[Start Data provided]

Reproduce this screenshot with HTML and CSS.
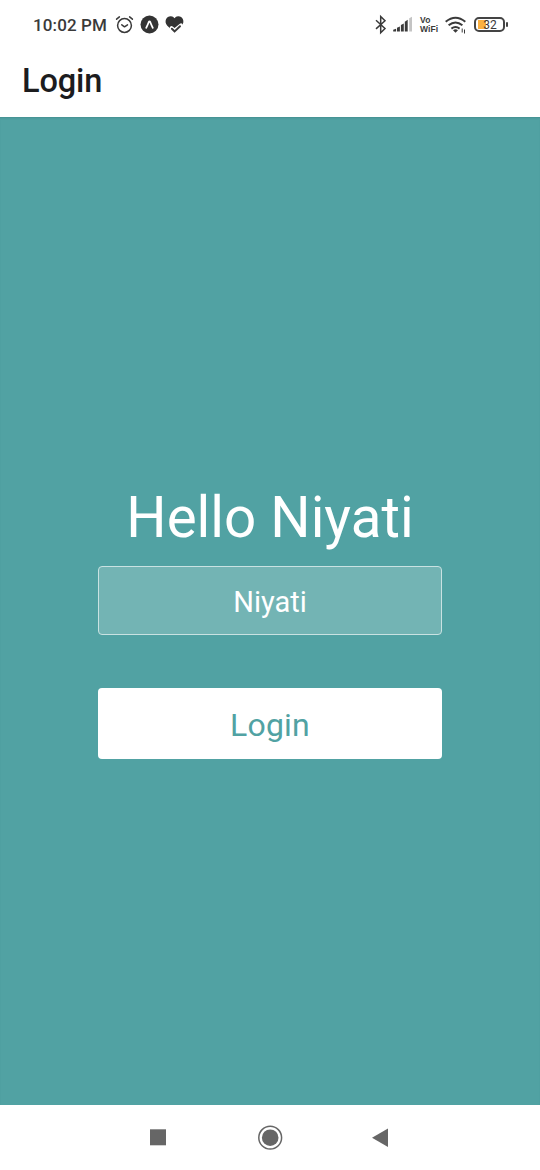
FILE: index.html
```html
<!DOCTYPE html>
<html lang="en">
<head>
<meta charset="utf-8">
<title>Login</title>
<link rel="stylesheet" href="styles.css">
</head>
<body>
<div class="screen">
  <div class="status">
    <span class="clock">10:02 PM</span>
    <svg class="status-left" width="74" height="24" viewBox="114 13 74 24" fill="none" stroke="#3a3a3a" stroke-linecap="round" stroke-linejoin="round">
      <circle cx="124.500" cy="25.500" r="6.900" stroke-width="1.500"/>
      <path d="M116.600 19.200l2.800-2.300M129.600 16.900l2.800 2.300" stroke-width="1.500"/>
      <path d="M121.800 24.800l2.700 2 3-2" stroke-width="1.500"/>
      <circle cx="149.500" cy="24.500" r="9" fill="#333" stroke="none"/>
      <path d="M146.200 27.800q1.300-2.500 2.500-5.600.8-1.600 1.600 0 1.200 3.100 2.500 5.600" stroke="#fff" stroke-width="1.800"/>
      <path d="M174.500 32.500L167.300 25.800C163.400 21.300 166.800 16 171 16.300Q173.200 16.500 174.500 18.300Q175.800 16.500 178 16.300C182.200 16 185.600 21.300 181.700 25.800Z" fill="#333" stroke="none"/>
      <path d="M171.500 28l3 2.500 6.500-5.300" stroke="#fff" stroke-width="3.600"/>
      <path d="M171.900 28.800l2.800 2.600 5.300-5.200" stroke-width="2"/>
    </svg>
    <svg class="status-radio" width="38" height="24" viewBox="375 13 38 24" fill="none" stroke="#3a3a3a">
      <path d="M376 20.300l9 8.200-4.300 4.200V16.500l4.300 4.200-9 8.200" stroke-width="1.500"/>
      <g fill="#3a3a3a" stroke="none">
        <path d="M393.200 29.700l2.900-1v2.800h-2.900zM397 27.800l2.900-1.300v5H397zM400.900 25l2.900-1.600v8.100h-2.900zM404.800 21.700l2.900-1.900v11.700h-2.900z"/>
        <path d="M409.200 18.300l2.800-1.500v14.700h-2.800z" fill="#c4c4c4"/>
      </g>
    </svg>
    <span class="vowifi"><span>Vo</span><span>WiFi</span></span>
    <svg class="wifi" width="22" height="24" viewBox="445 13 22 24" fill="none" stroke="#3a3a3a" stroke-width="2">
      <path d="M445.700 21.800Q455.500 13.800 465.300 21.800M448.600 25.300Q455.500 19.800 462.400 25.300M451.400 28.600Q455.500 25.600 459.600 28.600"/>
      <path d="M453 30.200q2.500-1.800 5 0l-2.500 2.500z" fill="#3a3a3a" stroke="none"/>
      <path d="M462.200 28.500v4M464.500 29.500v4" stroke-width="1"/>
    </svg>
    <span class="battery"><span class="level">32</span></span>
  </div>
  <header class="appbar"><h1 class="title">Login</h1></header>
  <main class="content">
    <h2 class="greeting">Hello Niyati</h2>
    <div class="field">Niyati</div>
    <div class="button">Login</div>
  </main>
  <nav class="navbar">
    <svg width="540" height="65" viewBox="0 1105 540 65" fill="#666">
      <path d="M150 1129.300h16v16h-16z"/>
      <circle cx="270.200" cy="1137.700" r="8.300"/>
      <circle cx="270.200" cy="1137.700" r="11.400" fill="none" stroke="#666" stroke-width="1.500"/>
      <path d="M388 1128.500v18.500l-16-9.300z"/>
    </svg>
  </nav>
</div>
</body>
</html>
```
FILE: styles.css
```css
* { box-sizing: border-box; }
body { margin: 0; font-family: Roboto, sans-serif; background: #fff; }
.screen { width: 540px; height: 1170px; display: flex; flex-direction: column; overflow: hidden; }
.status { height: 49px; display: flex; align-items: flex-start; padding: 13px 0 0 33px; color: #3a3a3a; }
.clock { width: 74px; margin-right: 7px; font-size: 17px; line-height: 24px; font-weight: 500; letter-spacing: .12px; white-space: nowrap; }
.status-left { flex: none; }
.status-radio { flex: none; margin-left: 187px; }
.vowifi { width: 19px; margin: 3px 6px 0 7px; display: flex; flex-direction: column; font-family: "Liberation Sans", sans-serif; font-size: 8.5px; line-height: 9px; font-weight: 700; letter-spacing: .1px; white-space: nowrap; }
.wifi { flex: none; }
.battery { position: relative; width: 31px; height: 15px; margin: 4px 0 0 7px; border: 2px solid #444; border-radius: 5px; background: linear-gradient(#fbb040, #fbb040) 2px 1px / 8px 9px no-repeat; }
.battery::after { content: ""; position: absolute; right: -5px; top: 3px; width: 2px; height: 5px; border-radius: 1px; background: #444; }
.level { display: block; text-align: center; font-size: 12px; line-height: 12px; font-weight: 400; padding-left: 1px; }
.appbar { height: 68px; padding-left: 22px; display: flex; align-items: center; }
.title { margin: 0; padding-bottom: 5px; font-size: 32.5px; line-height: 38px; font-weight: 500; color: #1c1c1e; letter-spacing: -.1px; }
.content { height: 988px; padding-top: 368px; display: flex; flex-direction: column; align-items: center; background: #51a2a3; box-shadow: inset 0 2px 2px -1px #458f90; }
.greeting { margin: 0 0 15px; font-size: 56.5px; line-height: 66px; font-weight: 400; letter-spacing: 0; color: #fff; white-space: nowrap; }
.field { width: 344px; height: 69px; margin-bottom: 53px; display: flex; align-items: center; justify-content: center; padding-top: 3px; border: 1px solid #c9e2e2; border-radius: 4px; background: #73b4b4; color: #fff; font-size: 29px; }
.button { width: 344px; height: 71px; display: flex; align-items: center; justify-content: center; padding-top: 3px; border-radius: 4px; background: #fff; color: #51a2a3; font-size: 32px; letter-spacing: .2px; }
.navbar { height: 65px; background: #fff; }
```
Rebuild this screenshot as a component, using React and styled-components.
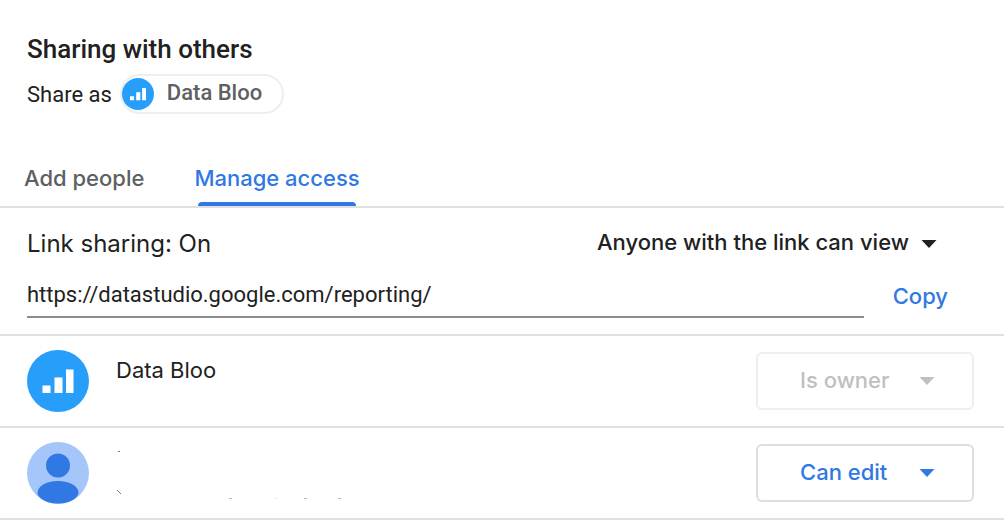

[End Data provided]

* [What is required] From start to finish, output the listing exactly, but omit its pictures.

* [Complete output]
Reproduce this screenshot with HTML and CSS.
FILE: index.html
```html
<!DOCTYPE html>
<html lang="en">
<head>
<meta charset="utf-8">
<title>Login</title>
<link rel="stylesheet" href="styles.css">
</head>
<body>
<div class="screen">
  <div class="status">
    <span class="clock">10:02 PM</span>
    <svg class="status-left" width="74" height="24" viewBox="114 13 74 24" fill="none" stroke="#3a3a3a" stroke-linecap="round" stroke-linejoin="round">
      <circle cx="124.500" cy="25.500" r="6.900" stroke-width="1.500"/>
      <path d="M116.600 19.200l2.800-2.300M129.600 16.900l2.800 2.300" stroke-width="1.500"/>
      <path d="M121.800 24.800l2.700 2 3-2" stroke-width="1.500"/>
      <circle cx="149.500" cy="24.500" r="9" fill="#333" stroke="none"/>
      <path d="M146.200 27.800q1.300-2.500 2.500-5.600.8-1.600 1.600 0 1.200 3.100 2.500 5.600" stroke="#fff" stroke-width="1.800"/>
      <path d="M174.500 32.500L167.300 25.800C163.400 21.300 166.800 16 171 16.300Q173.200 16.500 174.500 18.300Q175.800 16.500 178 16.300C182.200 16 185.600 21.300 181.700 25.800Z" fill="#333" stroke="none"/>
      <path d="M171.500 28l3 2.500 6.500-5.300" stroke="#fff" stroke-width="3.600"/>
      <path d="M171.900 28.800l2.800 2.600 5.300-5.200" stroke-width="2"/>
    </svg>
    <svg class="status-radio" width="38" height="24" viewBox="375 13 38 24" fill="none" stroke="#3a3a3a">
      <path d="M376 20.300l9 8.200-4.300 4.200V16.500l4.300 4.200-9 8.200" stroke-width="1.500"/>
      <g fill="#3a3a3a" stroke="none">
        <path d="M393.200 29.700l2.900-1v2.800h-2.900zM397 27.800l2.900-1.300v5H397zM400.900 25l2.900-1.600v8.100h-2.900zM404.800 21.700l2.900-1.900v11.700h-2.900z"/>
        <path d="M409.200 18.300l2.800-1.500v14.700h-2.800z" fill="#c4c4c4"/>
      </g>
    </svg>
    <span class="vowifi"><span>Vo</span><span>WiFi</span></span>
    <svg class="wifi" width="22" height="24" viewBox="445 13 22 24" fill="none" stroke="#3a3a3a" stroke-width="2">
      <path d="M445.700 21.800Q455.500 13.800 465.300 21.800M448.600 25.300Q455.500 19.800 462.400 25.300M451.400 28.600Q455.500 25.600 459.600 28.600"/>
      <path d="M453 30.200q2.500-1.800 5 0l-2.500 2.500z" fill="#3a3a3a" stroke="none"/>
      <path d="M462.200 28.500v4M464.500 29.500v4" stroke-width="1"/>
    </svg>
    <span class="battery"><span class="level">32</span></span>
  </div>
  <header class="appbar"><h1 class="title">Login</h1></header>
  <main class="content">
    <h2 class="greeting">Hello Niyati</h2>
    <div class="field">Niyati</div>
    <div class="button">Login</div>
  </main>
  <nav class="navbar">
    <svg width="540" height="65" viewBox="0 1105 540 65" fill="#666">
      <path d="M150 1129.300h16v16h-16z"/>
      <circle cx="270.200" cy="1137.700" r="8.300"/>
      <circle cx="270.200" cy="1137.700" r="11.400" fill="none" stroke="#666" stroke-width="1.500"/>
      <path d="M388 1128.500v18.500l-16-9.300z"/>
    </svg>
  </nav>
</div>
</body>
</html>
```
FILE: styles.css
```css
* { box-sizing: border-box; }
body { margin: 0; font-family: Roboto, sans-serif; background: #fff; }
.screen { width: 540px; height: 1170px; display: flex; flex-direction: column; overflow: hidden; }
.status { height: 49px; display: flex; align-items: flex-start; padding: 13px 0 0 33px; color: #3a3a3a; }
.clock { width: 74px; margin-right: 7px; font-size: 17px; line-height: 24px; font-weight: 500; letter-spacing: .12px; white-space: nowrap; }
.status-left { flex: none; }
.status-radio { flex: none; margin-left: 187px; }
.vowifi { width: 19px; margin: 3px 6px 0 7px; display: flex; flex-direction: column; font-family: "Liberation Sans", sans-serif; font-size: 8.5px; line-height: 9px; font-weight: 700; letter-spacing: .1px; white-space: nowrap; }
.wifi { flex: none; }
.battery { position: relative; width: 31px; height: 15px; margin: 4px 0 0 7px; border: 2px solid #444; border-radius: 5px; background: linear-gradient(#fbb040, #fbb040) 2px 1px / 8px 9px no-repeat; }
.battery::after { content: ""; position: absolute; right: -5px; top: 3px; width: 2px; height: 5px; border-radius: 1px; background: #444; }
.level { display: block; text-align: center; font-size: 12px; line-height: 12px; font-weight: 400; padding-left: 1px; }
.appbar { height: 68px; padding-left: 22px; display: flex; align-items: center; }
.title { margin: 0; padding-bottom: 5px; font-size: 32.5px; line-height: 38px; font-weight: 500; color: #1c1c1e; letter-spacing: -.1px; }
.content { height: 988px; padding-top: 368px; display: flex; flex-direction: column; align-items: center; background: #51a2a3; box-shadow: inset 0 2px 2px -1px #458f90; }
.greeting { margin: 0 0 15px; font-size: 56.5px; line-height: 66px; font-weight: 400; letter-spacing: 0; color: #fff; white-space: nowrap; }
.field { width: 344px; height: 69px; margin-bottom: 53px; display: flex; align-items: center; justify-content: center; padding-top: 3px; border: 1px solid #c9e2e2; border-radius: 4px; background: #73b4b4; color: #fff; font-size: 29px; }
.button { width: 344px; height: 71px; display: flex; align-items: center; justify-content: center; padding-top: 3px; border-radius: 4px; background: #fff; color: #51a2a3; font-size: 32px; letter-spacing: .2px; }
.navbar { height: 65px; background: #fff; }
```
Rebuild this screenshot as a component, using React and styled-components.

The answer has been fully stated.